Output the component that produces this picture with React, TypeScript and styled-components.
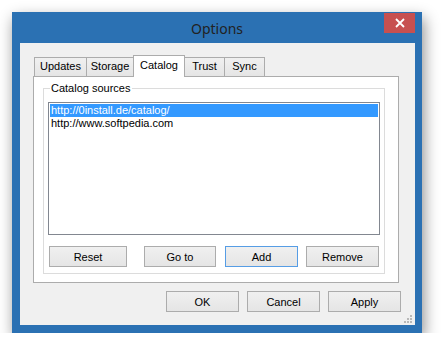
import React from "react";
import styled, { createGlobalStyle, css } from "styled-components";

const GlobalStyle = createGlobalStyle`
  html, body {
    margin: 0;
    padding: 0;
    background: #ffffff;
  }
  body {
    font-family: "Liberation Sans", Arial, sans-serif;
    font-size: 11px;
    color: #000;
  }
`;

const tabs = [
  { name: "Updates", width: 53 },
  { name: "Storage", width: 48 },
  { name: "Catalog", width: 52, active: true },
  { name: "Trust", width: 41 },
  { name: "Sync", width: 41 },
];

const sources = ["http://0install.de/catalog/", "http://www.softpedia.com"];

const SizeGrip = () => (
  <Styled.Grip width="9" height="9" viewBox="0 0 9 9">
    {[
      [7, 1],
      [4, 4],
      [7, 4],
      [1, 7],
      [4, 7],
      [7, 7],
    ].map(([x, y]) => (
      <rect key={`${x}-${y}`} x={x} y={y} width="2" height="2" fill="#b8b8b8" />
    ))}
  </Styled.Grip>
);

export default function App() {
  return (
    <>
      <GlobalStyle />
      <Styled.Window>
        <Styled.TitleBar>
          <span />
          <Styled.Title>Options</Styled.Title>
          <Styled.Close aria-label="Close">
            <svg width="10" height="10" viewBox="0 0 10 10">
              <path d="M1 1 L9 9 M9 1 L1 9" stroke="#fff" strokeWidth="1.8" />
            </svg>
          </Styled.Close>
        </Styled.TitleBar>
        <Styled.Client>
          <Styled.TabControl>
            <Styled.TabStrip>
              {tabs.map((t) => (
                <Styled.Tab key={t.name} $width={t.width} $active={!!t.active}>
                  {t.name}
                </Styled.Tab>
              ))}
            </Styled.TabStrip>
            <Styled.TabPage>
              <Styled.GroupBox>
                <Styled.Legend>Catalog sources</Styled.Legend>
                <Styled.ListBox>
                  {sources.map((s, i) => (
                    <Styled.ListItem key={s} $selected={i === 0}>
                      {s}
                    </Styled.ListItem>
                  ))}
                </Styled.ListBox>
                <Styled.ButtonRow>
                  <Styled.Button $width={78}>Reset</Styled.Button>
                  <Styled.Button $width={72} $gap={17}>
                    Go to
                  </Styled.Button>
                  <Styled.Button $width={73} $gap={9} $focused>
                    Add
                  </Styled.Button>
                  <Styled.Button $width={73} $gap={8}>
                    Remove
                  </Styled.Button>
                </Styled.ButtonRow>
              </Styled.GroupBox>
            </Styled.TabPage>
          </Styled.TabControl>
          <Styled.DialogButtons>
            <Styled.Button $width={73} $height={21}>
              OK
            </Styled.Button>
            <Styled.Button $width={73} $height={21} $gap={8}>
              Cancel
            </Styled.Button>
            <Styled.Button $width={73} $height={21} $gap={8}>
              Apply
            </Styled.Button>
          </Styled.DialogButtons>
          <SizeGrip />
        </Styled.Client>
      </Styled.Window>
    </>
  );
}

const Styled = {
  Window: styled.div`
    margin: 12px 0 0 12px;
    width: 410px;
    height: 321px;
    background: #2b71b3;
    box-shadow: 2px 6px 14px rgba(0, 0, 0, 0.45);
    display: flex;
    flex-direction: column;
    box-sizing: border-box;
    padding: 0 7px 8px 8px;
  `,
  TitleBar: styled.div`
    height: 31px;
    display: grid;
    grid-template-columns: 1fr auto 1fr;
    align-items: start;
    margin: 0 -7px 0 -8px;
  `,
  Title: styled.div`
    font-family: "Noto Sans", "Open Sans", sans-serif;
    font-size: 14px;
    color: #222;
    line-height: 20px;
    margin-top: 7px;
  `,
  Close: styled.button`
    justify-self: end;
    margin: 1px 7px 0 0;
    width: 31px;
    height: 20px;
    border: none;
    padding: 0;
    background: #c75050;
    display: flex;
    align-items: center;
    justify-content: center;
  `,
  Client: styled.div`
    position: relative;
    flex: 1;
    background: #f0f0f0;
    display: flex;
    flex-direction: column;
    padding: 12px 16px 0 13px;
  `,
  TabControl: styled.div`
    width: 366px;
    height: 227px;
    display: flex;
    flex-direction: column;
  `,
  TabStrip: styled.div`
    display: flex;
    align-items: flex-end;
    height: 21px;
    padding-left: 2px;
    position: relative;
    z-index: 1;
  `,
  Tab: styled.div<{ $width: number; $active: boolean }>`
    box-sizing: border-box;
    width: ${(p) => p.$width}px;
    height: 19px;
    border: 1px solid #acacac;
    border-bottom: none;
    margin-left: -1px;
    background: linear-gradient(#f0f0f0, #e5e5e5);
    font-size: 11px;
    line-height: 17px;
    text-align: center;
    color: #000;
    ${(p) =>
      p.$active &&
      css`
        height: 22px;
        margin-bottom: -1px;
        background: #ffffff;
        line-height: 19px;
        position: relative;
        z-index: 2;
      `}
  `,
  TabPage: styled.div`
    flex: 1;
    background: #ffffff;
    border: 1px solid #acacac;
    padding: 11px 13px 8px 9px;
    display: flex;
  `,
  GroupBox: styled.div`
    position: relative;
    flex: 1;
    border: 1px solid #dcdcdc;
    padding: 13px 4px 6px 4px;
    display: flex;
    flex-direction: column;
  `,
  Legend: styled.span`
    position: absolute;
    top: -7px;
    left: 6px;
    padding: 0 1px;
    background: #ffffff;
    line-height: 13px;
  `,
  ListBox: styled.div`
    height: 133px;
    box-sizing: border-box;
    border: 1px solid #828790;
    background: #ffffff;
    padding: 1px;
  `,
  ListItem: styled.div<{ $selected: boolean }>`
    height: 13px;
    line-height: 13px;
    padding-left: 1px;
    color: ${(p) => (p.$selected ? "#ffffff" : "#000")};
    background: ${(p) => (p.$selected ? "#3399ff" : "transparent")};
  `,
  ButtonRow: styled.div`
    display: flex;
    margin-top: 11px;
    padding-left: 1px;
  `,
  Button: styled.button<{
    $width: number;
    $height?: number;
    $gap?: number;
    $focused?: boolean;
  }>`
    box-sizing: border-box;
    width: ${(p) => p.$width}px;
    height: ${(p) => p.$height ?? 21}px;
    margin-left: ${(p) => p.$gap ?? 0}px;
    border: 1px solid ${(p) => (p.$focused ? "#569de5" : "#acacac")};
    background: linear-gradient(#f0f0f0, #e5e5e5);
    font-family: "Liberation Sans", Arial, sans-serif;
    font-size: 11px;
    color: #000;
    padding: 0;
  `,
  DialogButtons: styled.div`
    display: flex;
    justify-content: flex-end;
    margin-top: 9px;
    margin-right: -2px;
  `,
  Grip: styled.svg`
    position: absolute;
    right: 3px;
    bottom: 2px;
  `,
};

# Prompt
Repeat the data in full and exactly. Omit pictures.

# Task answer
Output the component that produces this picture with React, TypeScript and styled-components.
import React from "react";
import styled, { createGlobalStyle, css } from "styled-components";

const GlobalStyle = createGlobalStyle`
  html, body {
    margin: 0;
    padding: 0;
    background: #ffffff;
  }
  body {
    font-family: "Liberation Sans", Arial, sans-serif;
    font-size: 11px;
    color: #000;
  }
`;

const tabs = [
  { name: "Updates", width: 53 },
  { name: "Storage", width: 48 },
  { name: "Catalog", width: 52, active: true },
  { name: "Trust", width: 41 },
  { name: "Sync", width: 41 },
];

const sources = ["http://0install.de/catalog/", "http://www.softpedia.com"];

const SizeGrip = () => (
  <Styled.Grip width="9" height="9" viewBox="0 0 9 9">
    {[
      [7, 1],
      [4, 4],
      [7, 4],
      [1, 7],
      [4, 7],
      [7, 7],
    ].map(([x, y]) => (
      <rect key={`${x}-${y}`} x={x} y={y} width="2" height="2" fill="#b8b8b8" />
    ))}
  </Styled.Grip>
);

export default function App() {
  return (
    <>
      <GlobalStyle />
      <Styled.Window>
        <Styled.TitleBar>
          <span />
          <Styled.Title>Options</Styled.Title>
          <Styled.Close aria-label="Close">
            <svg width="10" height="10" viewBox="0 0 10 10">
              <path d="M1 1 L9 9 M9 1 L1 9" stroke="#fff" strokeWidth="1.8" />
            </svg>
          </Styled.Close>
        </Styled.TitleBar>
        <Styled.Client>
          <Styled.TabControl>
            <Styled.TabStrip>
              {tabs.map((t) => (
                <Styled.Tab key={t.name} $width={t.width} $active={!!t.active}>
                  {t.name}
                </Styled.Tab>
              ))}
            </Styled.TabStrip>
            <Styled.TabPage>
              <Styled.GroupBox>
                <Styled.Legend>Catalog sources</Styled.Legend>
                <Styled.ListBox>
                  {sources.map((s, i) => (
                    <Styled.ListItem key={s} $selected={i === 0}>
                      {s}
                    </Styled.ListItem>
                  ))}
                </Styled.ListBox>
                <Styled.ButtonRow>
                  <Styled.Button $width={78}>Reset</Styled.Button>
                  <Styled.Button $width={72} $gap={17}>
                    Go to
                  </Styled.Button>
                  <Styled.Button $width={73} $gap={9} $focused>
                    Add
                  </Styled.Button>
                  <Styled.Button $width={73} $gap={8}>
                    Remove
                  </Styled.Button>
                </Styled.ButtonRow>
              </Styled.GroupBox>
            </Styled.TabPage>
          </Styled.TabControl>
          <Styled.DialogButtons>
            <Styled.Button $width={73} $height={21}>
              OK
            </Styled.Button>
            <Styled.Button $width={73} $height={21} $gap={8}>
              Cancel
            </Styled.Button>
            <Styled.Button $width={73} $height={21} $gap={8}>
              Apply
            </Styled.Button>
          </Styled.DialogButtons>
          <SizeGrip />
        </Styled.Client>
      </Styled.Window>
    </>
  );
}

const Styled = {
  Window: styled.div`
    margin: 12px 0 0 12px;
    width: 410px;
    height: 321px;
    background: #2b71b3;
    box-shadow: 2px 6px 14px rgba(0, 0, 0, 0.45);
    display: flex;
    flex-direction: column;
    box-sizing: border-box;
    padding: 0 7px 8px 8px;
  `,
  TitleBar: styled.div`
    height: 31px;
    display: grid;
    grid-template-columns: 1fr auto 1fr;
    align-items: start;
    margin: 0 -7px 0 -8px;
  `,
  Title: styled.div`
    font-family: "Noto Sans", "Open Sans", sans-serif;
    font-size: 14px;
    color: #222;
    line-height: 20px;
    margin-top: 7px;
  `,
  Close: styled.button`
    justify-self: end;
    margin: 1px 7px 0 0;
    width: 31px;
    height: 20px;
    border: none;
    padding: 0;
    background: #c75050;
    display: flex;
    align-items: center;
    justify-content: center;
  `,
  Client: styled.div`
    position: relative;
    flex: 1;
    background: #f0f0f0;
    display: flex;
    flex-direction: column;
    padding: 12px 16px 0 13px;
  `,
  TabControl: styled.div`
    width: 366px;
    height: 227px;
    display: flex;
    flex-direction: column;
  `,
  TabStrip: styled.div`
    display: flex;
    align-items: flex-end;
    height: 21px;
    padding-left: 2px;
    position: relative;
    z-index: 1;
  `,
  Tab: styled.div<{ $width: number; $active: boolean }>`
    box-sizing: border-box;
    width: ${(p) => p.$width}px;
    height: 19px;
    border: 1px solid #acacac;
    border-bottom: none;
    margin-left: -1px;
    background: linear-gradient(#f0f0f0, #e5e5e5);
    font-size: 11px;
    line-height: 17px;
    text-align: center;
    color: #000;
    ${(p) =>
      p.$active &&
      css`
        height: 22px;
        margin-bottom: -1px;
        background: #ffffff;
        line-height: 19px;
        position: relative;
        z-index: 2;
      `}
  `,
  TabPage: styled.div`
    flex: 1;
    background: #ffffff;
    border: 1px solid #acacac;
    padding: 11px 13px 8px 9px;
    display: flex;
  `,
  GroupBox: styled.div`
    position: relative;
    flex: 1;
    border: 1px solid #dcdcdc;
    padding: 13px 4px 6px 4px;
    display: flex;
    flex-direction: column;
  `,
  Legend: styled.span`
    position: absolute;
    top: -7px;
    left: 6px;
    padding: 0 1px;
    background: #ffffff;
    line-height: 13px;
  `,
  ListBox: styled.div`
    height: 133px;
    box-sizing: border-box;
    border: 1px solid #828790;
    background: #ffffff;
    padding: 1px;
  `,
  ListItem: styled.div<{ $selected: boolean }>`
    height: 13px;
    line-height: 13px;
    padding-left: 1px;
    color: ${(p) => (p.$selected ? "#ffffff" : "#000")};
    background: ${(p) => (p.$selected ? "#3399ff" : "transparent")};
  `,
  ButtonRow: styled.div`
    display: flex;
    margin-top: 11px;
    padding-left: 1px;
  `,
  Button: styled.button<{
    $width: number;
    $height?: number;
    $gap?: number;
    $focused?: boolean;
  }>`
    box-sizing: border-box;
    width: ${(p) => p.$width}px;
    height: ${(p) => p.$height ?? 21}px;
    margin-left: ${(p) => p.$gap ?? 0}px;
    border: 1px solid ${(p) => (p.$focused ? "#569de5" : "#acacac")};
    background: linear-gradient(#f0f0f0, #e5e5e5);
    font-family: "Liberation Sans", Arial, sans-serif;
    font-size: 11px;
    color: #000;
    padding: 0;
  `,
  DialogButtons: styled.div`
    display: flex;
    justify-content: flex-end;
    margin-top: 9px;
    margin-right: -2px;
  `,
  Grip: styled.svg`
    position: absolute;
    right: 3px;
    bottom: 2px;
  `,
};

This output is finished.